Me dio muchísima pena de mi madre, porque sus ojos estaban tristes, de verdad. Pero, como está mandado, hay que defender a la Obra a capa y espada, incluso enfadándote, si hace falta:

- Pero mamá... ¿!Cómo me lo van a quitar¡?. En la Obra la individualidad prevalece, ¡eres libre de elegir tu aspecto exterior, no te obligan a nada¡. Permiten a cada una llevar su propio estilo. Defienden la variedad. Además, si yo quiero, va a ser para mí. Mira, mamá, en la obra vivimos la pobreza y el desprendimiento, no tengo apego a esa ropa, si tuviera que desprenderme de ella lo haría. Pero, como excepción, me la voy a quedar, sólo para demostrarte que en la obra ¡somos libres¡.

He de decir que yo estaba convencida de que lo que estaba diciendo era así, pues así me lo habían repetido muchas veces.

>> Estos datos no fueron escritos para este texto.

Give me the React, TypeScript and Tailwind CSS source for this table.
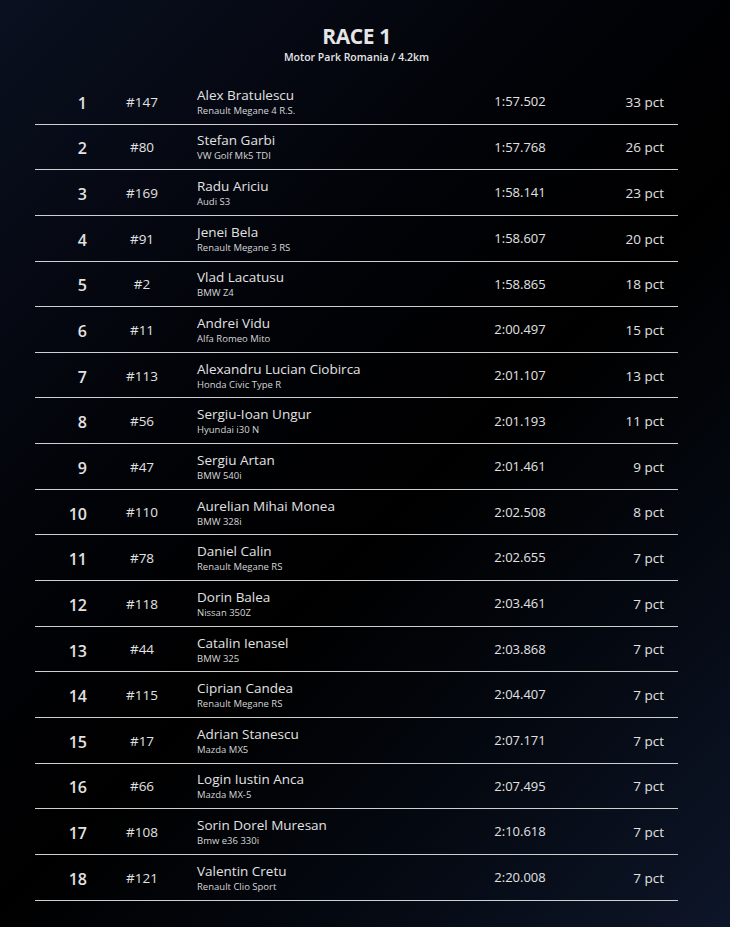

Cuando llegué, subí a mi habitación y colgué la ropa en mi armario.

Vino mi directora espiritual y me dijo que tenía que entregar esa ropa. Le dije que no estaba apegada a ella pero que era la ropa que quería llevar, que me gustaba, que iba con mi carácter y personalidad -dentro del margen impuesto en la forma de vestir del Opus Dei-.

Me insistió. Le dije lo mismo. Me volvió a insistir, también yo.

Y, entonces, viendo que yo estaba encabezonada, descolgó toda la ropa nueva de mi armario y se la llevó sin más, por la fuerza.

Vino para darme otras faldas y otras cosas que debían tener guardadas desde el año catapún. Dije que yo "eso" no me lo ponía y que estaban abusando de su autoridad.